Der Tatbestand der im Volksmund als "Fahrerflucht" bezeichneten Unfallflucht ist in § 142 StGB ("Unerlaubtes Entfernen vom Unfallort") geregelt.

Aus diesem geht klar hervor, dass es sich bei der Fahrerflucht um ein sogenanntes Vorsatzdelikt handelt, also eine Tat, deren Strafbarkeit vom Vorhandensein eines Vorsatzes abhängig ist. Wenn Sie ein anderes Fahrzeug im Vorbeifahren beschädigen, ohne es zu bemerken, wissen Sie nicht, dass Sie nicht weiterfahren dürfen. Ohne Kenntnis vom Unfall ist das Entfernen vom Unfallort keine vorsätzliche Flucht. Ohne Vorsatz keine Strafbarkeit. So weit, so gut. Die Herausforderung liegt darin, das Fehlen des Vorsatzes glaubhaft zu machen.


Ist die Unkenntnis eines Unfalls glaubhaft?

Wie bereits gesagt, gilt nach einer Fahrerflucht die Beteuerung „Ich hab das gar nicht bemerkt“ gerade wegen ihrer potentiell strafbefreienden Wirkung als Schutzbehauptung, deren Glaubhaftigkeit erst einmal bezweifelt und überprüft werden muss. Wenn es sich um einen Fall mit geringen Schaden unterhalb der sogenannten Bagatellgrenze handelt, also beispielsweise einen leichten Lackschaden, ist es durchaus vorstellbar, dass der Fahrer keine Kollision bemerkt hat. Bei einem Blechschaden, der annehmen lässt, dass es hörbar geknallt haben muss, sieht es etwas anders aus.

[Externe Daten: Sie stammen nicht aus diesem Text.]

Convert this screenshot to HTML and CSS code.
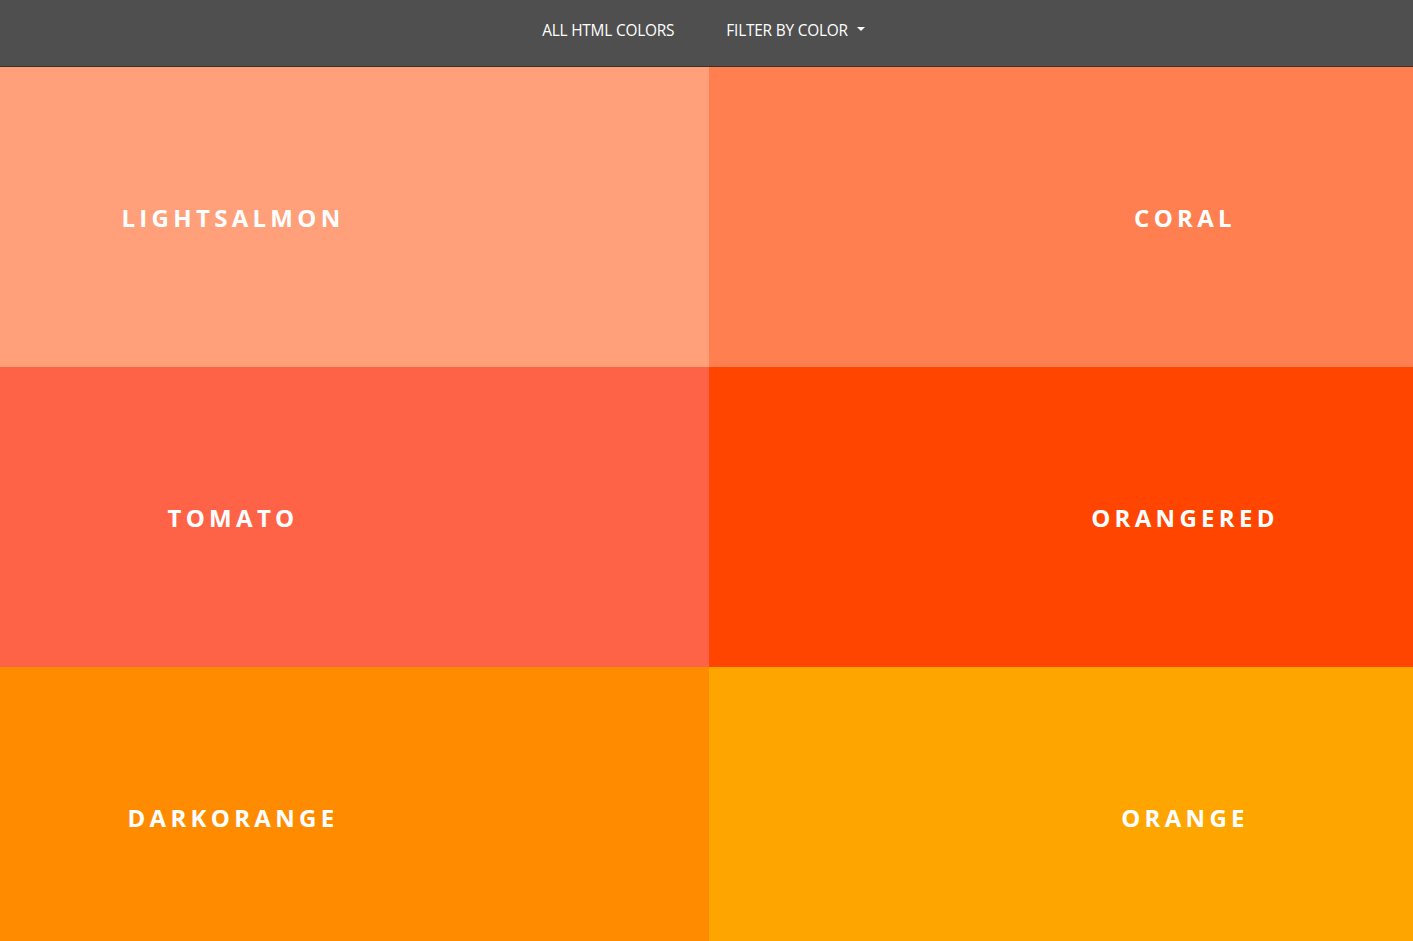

Klärung durch ein Gutachten

Um den Unfallhergang – und in diesem Zusammenhang auch die Wahrscheinlichkeit, den Unfall nicht bemerkt zu haben – zu rekonstruieren, wird in aller Regel, meist von der Versicherung des Geschädigten, ein Gutachten durch einen Sachverständigen in Auftrag gegeben. Hierbei werden die Gegebenheiten des Unfallortes, die entstandenen Schäden, die Umstände zum Unfallzeitpunkt, sowie grundsätzliche Eigenschaften von Fahrzeug und Fahrer analysiert. Wenn das Ergebnis des Gutachtens den Schluss nahelegt, dass die Kollision vom Fahrer unbemerkt vonstattengegangen sein kann, kann keine Anklage wegen Unfallflucht erhoben werden. Widerspricht das Gutachten der Aussage des Verdächtigen jedoch, droht ein Strafverfahren.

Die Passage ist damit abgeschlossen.